>> start Material
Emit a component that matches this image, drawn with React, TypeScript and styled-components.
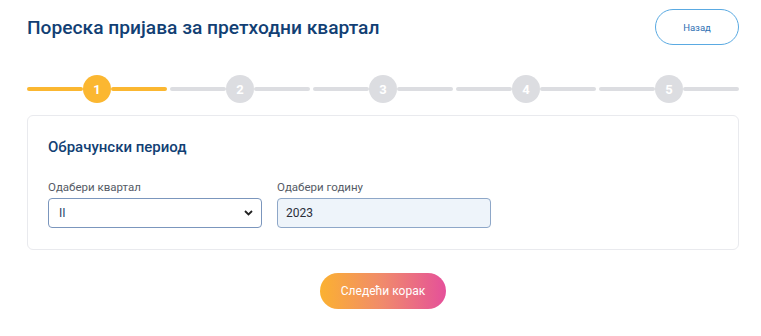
import styled, { createGlobalStyle } from "styled-components";

const GlobalStyle = createGlobalStyle`
  body {
    margin: 0;
    background: #ffffff;
    font-family: Roboto, "Noto Sans", sans-serif;
  }
`;

const Page = styled.div`
  padding: 9px 22px 0 27px;
`;

const Header = styled.div`
  display: flex;
  align-items: center;
  justify-content: space-between;
  height: 36px;
`;

const Title = styled.h1`
  margin: 0;
  font-size: 19.2px;
  font-weight: 500;
  color: #123f74;
`;

const BackButton = styled.button`
  width: 84px;
  height: 36px;
  border: 1px solid #5aaae2;
  border-radius: 18px;
  background: #fff;
  color: #2d6fb2;
  font-family: Roboto, sans-serif;
  font-size: 9.5px;
  cursor: pointer;
`;

const Stepper = styled.div`
  display: flex;
  gap: 3px;
  margin-top: 30px;
`;

const Segment = styled.div`
  flex: 1;
  display: flex;
  align-items: center;
`;

const Line = styled.div<{ $active: boolean }>`
  flex: 1;
  height: 4px;
  border-radius: 2px;
  background: ${(p) => (p.$active ? "#fbb731" : "#dcdde1")};
`;

const Circle = styled.div<{ $active: boolean }>`
  width: 28px;
  height: 28px;
  border-radius: 50%;
  display: flex;
  align-items: center;
  justify-content: center;
  background: ${(p) => (p.$active ? "#fbb731" : "#dcdde1")};
  color: #fff;
  font-size: 13px;
  font-weight: 700;
`;

const Card = styled.div`
  margin-top: 12px;
  border: 1px solid #e9eaee;
  border-radius: 6px;
  padding: 22px 20px 21px 20px;
`;

const CardTitle = styled.h2`
  margin: 0;
  font-size: 15px;
  font-weight: 500;
  color: #123f74;
  line-height: 18px;
`;

const Fields = styled.div`
  display: flex;
  gap: 15px;
  margin-top: 25px;
`;

const Field = styled.div`
  width: 214px;
  display: flex;
  flex-direction: column;
`;

const Label = styled.label`
  font-size: 11.5px;
  color: #555b66;
  line-height: 13px;
  margin-bottom: 4px;
`;

const SelectWrap = styled.div`
  position: relative;
`;

const Select = styled.select`
  width: 100%;
  height: 30px;
  appearance: none;
  border: 1px solid #7b96bd;
  border-radius: 4px;
  background: #fff;
  padding: 0 10px;
  font-family: Roboto, sans-serif;
  font-size: 12px;
  color: #2a3f6b;
`;

const Chevron = styled.svg`
  position: absolute;
  right: 9px;
  top: 12px;
  pointer-events: none;
`;

const Input = styled.input`
  box-sizing: border-box;
  width: 100%;
  height: 30px;
  border: 1px solid #8ea7c8;
  border-radius: 4px;
  background: #eef4fa;
  padding: 0 8px;
  font-family: Roboto, sans-serif;
  font-size: 12px;
  color: #2a2f3a;
`;

const Footer = styled.div`
  display: flex;
  justify-content: center;
  margin-top: 23px;
`;

const NextButton = styled.button`
  width: 126px;
  height: 36px;
  border: none;
  border-radius: 18px;
  background: linear-gradient(90deg, #fbb131 0%, #f08a6c 50%, #e5509a 100%);
  color: #fff;
  font-family: Roboto, sans-serif;
  font-size: 12px;
  cursor: pointer;
`;

const steps = [1, 2, 3, 4, 5];

export default function App() {
  return (
    <>
      <GlobalStyle />
      <Page>
        <Header>
          <Title>Пореска пријава за претходни квартал</Title>
          <BackButton type="button">Назад</BackButton>
        </Header>
        <Stepper>
          {steps.map((s) => (
            <Segment key={s}>
              <Line $active={s === 1} />
              <Circle $active={s === 1}>{s}</Circle>
              <Line $active={s === 1} />
            </Segment>
          ))}
        </Stepper>
        <Card>
          <CardTitle>Обрачунски период</CardTitle>
          <Fields>
            <Field>
              <Label>Одабери квартал</Label>
              <SelectWrap>
                <Select defaultValue="II">
                  <option value="I">I</option>
                  <option value="II">II</option>
                  <option value="III">III</option>
                  <option value="IV">IV</option>
                </Select>
                <Chevron width="9" height="6" viewBox="0 0 9 6">
                  <path d="M1 1l3.5 3.5L8 1" fill="none" stroke="#222" strokeWidth="1.8" />
                </Chevron>
              </SelectWrap>
            </Field>
            <Field>
              <Label>Одабери годину</Label>
              <Input defaultValue="2023" readOnly />
            </Field>
          </Fields>
        </Card>
        <Footer>
          <NextButton type="button">Следећи корак</NextButton>
        </Footer>
      </Page>
    </>
  );
}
>> end Material
* **Given task**: Omit the pictures and reproduce the listing exactly.

* **Written solution**:
Emit a component that matches this image, drawn with React, TypeScript and styled-components.
import styled, { createGlobalStyle } from "styled-components";

const GlobalStyle = createGlobalStyle`
  body {
    margin: 0;
    background: #ffffff;
    font-family: Roboto, "Noto Sans", sans-serif;
  }
`;

const Page = styled.div`
  padding: 9px 22px 0 27px;
`;

const Header = styled.div`
  display: flex;
  align-items: center;
  justify-content: space-between;
  height: 36px;
`;

const Title = styled.h1`
  margin: 0;
  font-size: 19.2px;
  font-weight: 500;
  color: #123f74;
`;

const BackButton = styled.button`
  width: 84px;
  height: 36px;
  border: 1px solid #5aaae2;
  border-radius: 18px;
  background: #fff;
  color: #2d6fb2;
  font-family: Roboto, sans-serif;
  font-size: 9.5px;
  cursor: pointer;
`;

const Stepper = styled.div`
  display: flex;
  gap: 3px;
  margin-top: 30px;
`;

const Segment = styled.div`
  flex: 1;
  display: flex;
  align-items: center;
`;

const Line = styled.div<{ $active: boolean }>`
  flex: 1;
  height: 4px;
  border-radius: 2px;
  background: ${(p) => (p.$active ? "#fbb731" : "#dcdde1")};
`;

const Circle = styled.div<{ $active: boolean }>`
  width: 28px;
  height: 28px;
  border-radius: 50%;
  display: flex;
  align-items: center;
  justify-content: center;
  background: ${(p) => (p.$active ? "#fbb731" : "#dcdde1")};
  color: #fff;
  font-size: 13px;
  font-weight: 700;
`;

const Card = styled.div`
  margin-top: 12px;
  border: 1px solid #e9eaee;
  border-radius: 6px;
  padding: 22px 20px 21px 20px;
`;

const CardTitle = styled.h2`
  margin: 0;
  font-size: 15px;
  font-weight: 500;
  color: #123f74;
  line-height: 18px;
`;

const Fields = styled.div`
  display: flex;
  gap: 15px;
  margin-top: 25px;
`;

const Field = styled.div`
  width: 214px;
  display: flex;
  flex-direction: column;
`;

const Label = styled.label`
  font-size: 11.5px;
  color: #555b66;
  line-height: 13px;
  margin-bottom: 4px;
`;

const SelectWrap = styled.div`
  position: relative;
`;

const Select = styled.select`
  width: 100%;
  height: 30px;
  appearance: none;
  border: 1px solid #7b96bd;
  border-radius: 4px;
  background: #fff;
  padding: 0 10px;
  font-family: Roboto, sans-serif;
  font-size: 12px;
  color: #2a3f6b;
`;

const Chevron = styled.svg`
  position: absolute;
  right: 9px;
  top: 12px;
  pointer-events: none;
`;

const Input = styled.input`
  box-sizing: border-box;
  width: 100%;
  height: 30px;
  border: 1px solid #8ea7c8;
  border-radius: 4px;
  background: #eef4fa;
  padding: 0 8px;
  font-family: Roboto, sans-serif;
  font-size: 12px;
  color: #2a2f3a;
`;

const Footer = styled.div`
  display: flex;
  justify-content: center;
  margin-top: 23px;
`;

const NextButton = styled.button`
  width: 126px;
  height: 36px;
  border: none;
  border-radius: 18px;
  background: linear-gradient(90deg, #fbb131 0%, #f08a6c 50%, #e5509a 100%);
  color: #fff;
  font-family: Roboto, sans-serif;
  font-size: 12px;
  cursor: pointer;
`;

const steps = [1, 2, 3, 4, 5];

export default function App() {
  return (
    <>
      <GlobalStyle />
      <Page>
        <Header>
          <Title>Пореска пријава за претходни квартал</Title>
          <BackButton type="button">Назад</BackButton>
        </Header>
        <Stepper>
          {steps.map((s) => (
            <Segment key={s}>
              <Line $active={s === 1} />
              <Circle $active={s === 1}>{s}</Circle>
              <Line $active={s === 1} />
            </Segment>
          ))}
        </Stepper>
        <Card>
          <CardTitle>Обрачунски период</CardTitle>
          <Fields>
            <Field>
              <Label>Одабери квартал</Label>
              <SelectWrap>
                <Select defaultValue="II">
                  <option value="I">I</option>
                  <option value="II">II</option>
                  <option value="III">III</option>
                  <option value="IV">IV</option>
                </Select>
                <Chevron width="9" height="6" viewBox="0 0 9 6">
                  <path d="M1 1l3.5 3.5L8 1" fill="none" stroke="#222" strokeWidth="1.8" />
                </Chevron>
              </SelectWrap>
            </Field>
            <Field>
              <Label>Одабери годину</Label>
              <Input defaultValue="2023" readOnly />
            </Field>
          </Fields>
        </Card>
        <Footer>
          <NextButton type="button">Следећи корак</NextButton>
        </Footer>
      </Page>
    </>
  );
}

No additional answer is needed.